Ben* had been visiting the Edinburgh Access Practice since 2016, but I didn’t meet him until this year.
He was referred on to me by a member of staff there who was growing increasingly concerned that despite his willingness to get help – you know, turning up to the practice – he wasn’t getting the right kind of support, or certainly, the support he needed wasn’t necessarily available there.
The first time I met Ben he said “It’s you boss!” Which was the most enthusiasm he’d shown since attending the practice.
The nature of my job, going out and about and meeting people living on the streets, checking in and seeing if they’re doing okay or if I can help them get access to services, means people in Ben’s situation are familiar with who I am.
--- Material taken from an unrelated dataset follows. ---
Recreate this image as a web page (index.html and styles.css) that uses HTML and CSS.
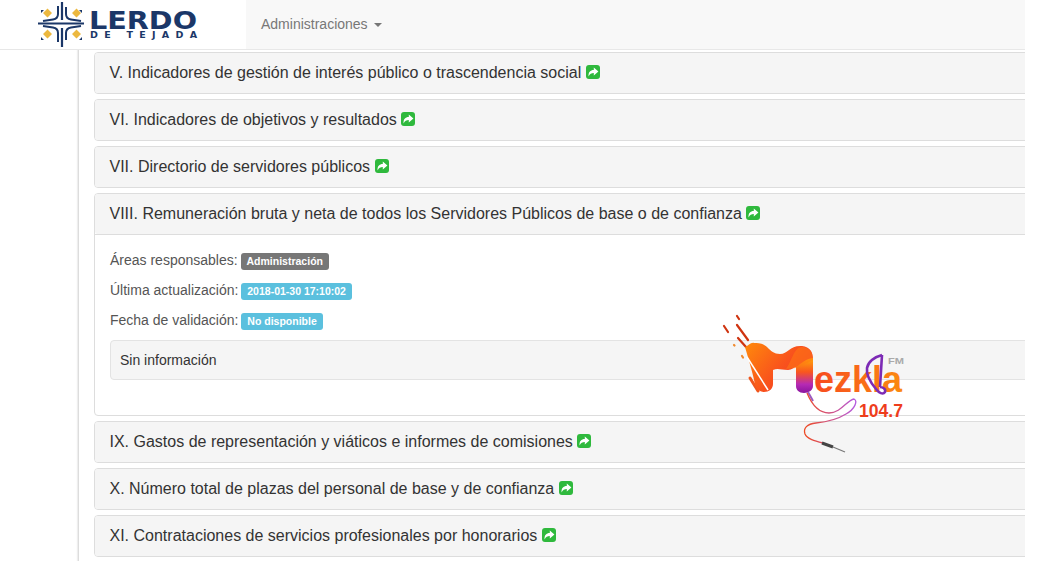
FILE: index.html
```html
<!DOCTYPE html>
<html lang="en">
<head>
    <meta charset="UTF-8">
    <meta name="viewport" content="width=device-width, initial-scale=1.0">
    <title>Transparencia - Lerdo de Tejada</title>
    <link rel="stylesheet" href="styles.css">
</head>
<body>
    <svg class="sprites" width="0" height="0">
        <symbol id="share" viewBox="0 0 14 14">
            <rect width="14" height="14" rx="3" fill="#2fb93d"/>
            <path d="M2.6 11.4c-.5-4 1.800-6.300 5.200-6.300V2.400L12.400 6.500 7.800 10.600V8c-2.400 0-4 .8-5.200 3.400z" fill="#fff"/>
        </symbol>
    </svg>
    <div class="page">
        <!-- Top bar -->
        <nav class="navbar">
            <a class="brand">
                <svg class="brand-logo" width="246" height="49" viewBox="0 0 246 49">
                    <path d="M43 13l4.500-4.500 4.500 4.500-4.500 4.500zM72 13l4.500-4.500 4.500 4.500-4.500 4.500zM43 34l4.500-4.500 4.500 4.500-4.500 4.500zM72 34l4.500-4.500 4.500 4.500-4.500 4.500z" fill="#ecb83f"/>
                    <path d="M41 10l3 0-3 3zM82 10l-3 0 3 3zM41 37l3 3h-3zM82 37l-3 3h3z" fill="#1b3768"/>
                    <g fill="none" stroke="#1b3768" stroke-width="2">
                        <path d="M58 6v8c0 3-2 5-5 5.500L43 21M66 7v7c0 3 2 5 5 5.500L81 21"/>
                        <path d="M43 26l10 1.500c3 .5 5 2.500 5 5.500v9M81 26l-10 1.500c-3 .5-5 2.500-5 5.500v7"/>
                        <path d="M38 23.500H84M62 2v18M62 28v19" stroke-width="2.200"/>
                    </g>
                    <text class="brand-name" x="89" y="29" textLength="108" lengthAdjust="spacingAndGlyphs">LERDO</text>
                    <text class="brand-sub" x="90" y="38" textLength="107">DE TEJADA</text>
                </svg>
            </a>
            <a class="nav-link">Administraciones <span class="caret"></span></a>
        </nav>

        <div class="layout">
            <div class="sidebar"></div>
            <main class="content">
                <div class="panel">
                    <div class="panel-heading">V. Indicadores de gestión de interés público o trascendencia social <svg class="share"><use href="#share"/></svg></div>
                </div>
                <div class="panel">
                    <div class="panel-heading">VI. Indicadores de objetivos y resultados <svg class="share"><use href="#share"/></svg></div>
                </div>
                <div class="panel">
                    <div class="panel-heading">VII. Directorio de servidores públicos <svg class="share"><use href="#share"/></svg></div>
                </div>
                <div class="panel">
                    <div class="panel-heading">VIII. Remuneración bruta y neta de todos los Servidores Públicos de base o de confianza <svg class="share"><use href="#share"/></svg></div>
                    <div class="panel-body">
                        <p class="meta">Áreas responsables: <span class="label label-gray">Administración</span></p>
                        <p class="meta">Última actualización: <span class="label label-info">2018-01-30 17:10:02</span></p>
                        <p class="meta">Fecha de validación: <span class="label label-info">No disponible</span></p>
                        <div class="well">Sin información</div>
                    </div>
                </div>
                <div class="panel">
                    <div class="panel-heading">IX. Gastos de representación y viáticos e informes de comisiones <svg class="share"><use href="#share"/></svg></div>
                </div>
                <div class="panel">
                    <div class="panel-heading">X. Número total de plazas del personal de base y de confianza <svg class="share"><use href="#share"/></svg></div>
                </div>
                <div class="panel">
                    <div class="panel-heading">XI. Contrataciones de servicios profesionales por honorarios <svg class="share"><use href="#share"/></svg></div>
                </div>
            </main>
        </div>
    </div>

    <!-- Station watermark over the page -->
    <svg class="watermark" width="200" height="150" viewBox="720 310 200 150">
        <defs>
            <linearGradient id="mGrad" x1="0" y1="0" x2="1" y2="0.6">
                <stop offset="0" stop-color="#ff8a0c"/>
                <stop offset="0.6" stop-color="#f9531c"/>
                <stop offset="1" stop-color="#f2392c"/>
            </linearGradient>
            <linearGradient id="stemGrad" x1="0" y1="0" x2="0" y2="1">
                <stop offset="0" stop-color="#ffa808"/>
                <stop offset="0.4" stop-color="#f9561e"/>
                <stop offset="0.75" stop-color="#b62ab4"/>
                <stop offset="1" stop-color="#8a159f"/>
            </linearGradient>
            <linearGradient id="textGrad" x1="0" y1="0" x2="1" y2="0">
                <stop offset="0" stop-color="#f74a1f"/>
                <stop offset="1" stop-color="#fb8a10"/>
            </linearGradient>
            <linearGradient id="cableGrad" x1="0" y1="0" x2="1" y2="0">
                <stop offset="0" stop-color="#ee4a22"/>
                <stop offset="1" stop-color="#b45be0"/>
            </linearGradient>
        </defs>
        <g fill="none" stroke="#cf3410" stroke-width="2.200" stroke-linecap="round">
            <path d="M737 316l2 3M724 326l4 6M737 325l11 15M738 338l8 9"/>
            <path d="M734 345l.5.5M742 356l1 1.500" stroke="#f08a2c"/>
            <path d="M750 378l8 13" stroke="#f0561c" stroke-width="3"/>
        </g>
        <!-- M body, right stem on its own gradient -->
        <path d="M745 347c3-1 6-5 9-4 4 0 9 0 13 4 4 4 7 7 13 7 8 0 10-9 22-8 8 1 11 6 11 13v8h-17c-2 0-4 3-8 3-7 0-10-2-15 0v14c0 5-4 8-9 8-5 0-8-4-9-7-1-8-6-24-10-38z" fill="url(#mGrad)"/>
        <path d="M796 367c6-4 9-8 17-9v28c0 4-4 7-9 7-5 0-8-3-8-7z" fill="url(#stemGrad)"/>
        <path d="M802 347c7 0 11 5 11 13l-17 8c-4 0-7 1-10 1 6-8 8-22 16-22z" fill="#ff7a12" opacity="0.55"/>
        <path d="M747 357l21 33" stroke="#fff" stroke-width="1.500"/>
        <path d="M808 392l5 9" stroke="#9a5bc0" stroke-width="2"/>
        <text x="814" y="392" class="logo-letters" fill="url(#textGrad)" textLength="88" lengthAdjust="spacingAndGlyphs">ezkla</text>
        <path d="M882 355c-8 2-14 7-15 13-1 7 4 15 9 21 3 4 7 6 9 3 1-3-2-5-5-5M882 355l-2 32" fill="none" stroke="#7d2bb5" stroke-width="2.600"/>
        <text x="888" y="364" class="logo-fm" textLength="16" lengthAdjust="spacingAndGlyphs">FM</text>
        <text x="859" y="417" class="logo-freq" textLength="44" lengthAdjust="spacingAndGlyphs">104.7</text>
        <path d="M807 393c5 12 12 20 22 20 12 0 18-13 25-14 4 2 1 10-8 15-8 5-20 8-30 9-9 1-13 5-11 11 2 5 10 7 18 9" fill="none" stroke="url(#cableGrad)" stroke-width="1.300"/>
        <path d="M822 443l11 4" stroke="#444" stroke-width="3"/>
        <path d="M833 447l12 5" stroke="#777" stroke-width="1.200"/>
    </svg>
</body>
</html>
```

FILE: styles.css
```css
html, body {
    margin: 0;
    padding: 0;
    height: 561px;
    overflow: hidden;
    background-color: #fff;
}
body {
    font-family: "Liberation Sans", Arial, sans-serif;
    font-size: 14px;
    color: #333;
    position: relative;
}
.sprites {
    display: block;
    height: 0;
}
.page {
    width: 1025px;
    overflow: hidden;
}
.navbar {
    display: flex;
    align-items: center;
    height: 49px;
    background-color: #f8f8f8;
    border-bottom: 1px solid #e7e7e7;
}
.brand {
    display: block;
    width: 246px;
    height: 49px;
    background-color: #fff;
}
.brand-logo {
    display: block;
}
.brand-name {
    font-family: "DejaVu Sans", sans-serif;
    font-size: 25px;
    font-weight: bold;
    fill: #1b3768;
}
.brand-sub {
    font-family: "DejaVu Sans", sans-serif;
    font-size: 9.5px;
    font-weight: bold;
    fill: #1b3768;
}
.nav-link {
    margin-left: 15px;
    margin-top: -1px;
    color: #777;
}
.caret {
    display: inline-block;
    width: 0;
    height: 0;
    margin-left: 2px;
    vertical-align: middle;
    border-top: 4px solid #777;
    border-right: 4px solid transparent;
    border-left: 4px solid transparent;
}
.layout {
    display: flex;
}
.sidebar {
    flex: none;
    width: 78px;
}
.content {
    box-sizing: border-box;
    flex: none;
    width: 1100px;
    height: 511px;
    padding: 2px 0 0 15px;
    border-left: 1px solid #ddd;
    box-shadow: -1px 0 1px #eee;
}
.panel {
    margin-bottom: 5px;
    background-color: #fff;
    border: 1px solid #ddd;
    border-radius: 4px;
}
.panel-heading {
    height: 20px;
    padding: 11px 15px 9px 14.5px;
    font-size: 16px;
    line-height: 18px;
    background-color: #f5f5f5;
    border-radius: 3px;
}
.panel-body {
    padding: 15px;
    height: 150px;
    border-top: 1px solid #ddd;
}
.share {
    width: 14px;
    height: 14px;
    vertical-align: -1px;
}
.meta {
    margin: 0 0 10px;
    height: 20px;
    line-height: 20px;
    color: #555;
}
.label {
    display: inline-block;
    margin-left: -1px;
    padding: 2px 6px 3px;
    font-size: 10.5px;
    font-weight: bold;
    line-height: 12px;
    color: #fff;
    border-radius: 3px;
}
.label-gray {
    background-color: #777;
}
.label-info {
    background-color: #5bc0de;
}
.well {
    box-sizing: border-box;
    height: 40px;
    padding: 10px 9px;
    line-height: 18px;
    background-color: #f5f5f5;
    border: 1px solid #e3e3e3;
    border-radius: 4px;
}
.watermark {
    position: absolute;
    left: 720px;
    top: 310px;
}
.logo-letters {
    font-family: "Liberation Sans", sans-serif;
    font-size: 36px;
    font-weight: bold;
}
.logo-fm {
    font-family: "Liberation Sans", sans-serif;
    font-size: 8.5px;
    font-weight: bold;
    fill: #aaa;
}
.logo-freq {
    font-family: "Liberation Sans", sans-serif;
    font-size: 18px;
    font-weight: bold;
    fill: #ee3d1c;
}
```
That helps a lot actually, creating a bit of common ground which is vital when you’re trying to work with people who have, up until this point, felt let down or as if it’s a “us and them” situation.
It took a while for Ben to open up to me, I think people assume that everyone in Ben’s situation immediately wants help, but when you’re living a chaotic life, feeling vulnerable, unloved, it can be hard to believe that people offering help genuinely want the best for you.
I took it slowly, helping Ben realise that I did care, and I wasn’t just working through a checklist. We worked together and got him a mobile phone to help him keep appointments, call doctors – you know. Then we built up to sorting out bus passes, bank accounts, looking at accommodation options. He surprised me one day by asking for help to get a passport.
He’s staying in accommodation now, and he’s managed to maintain it for several months which is really amazing – it means he’s got somewhere safe, that feels like his. And that’s the first step to helping people, giving them back the self-belief and self-worth.
It can be hard, sometimes you feel like you’re going backwards. For a while, Ben would only get in touch with me via the access practice because he needed a new handset, but now I see him more frequently, he’s more confident about asking for support and being able to say what it is he needs from me.
That kind of independence and confidence is really amazing to see. Every day I meet people who just need a hand remembering that they matter, that they are valued, and seeing that come to life is so rewarding.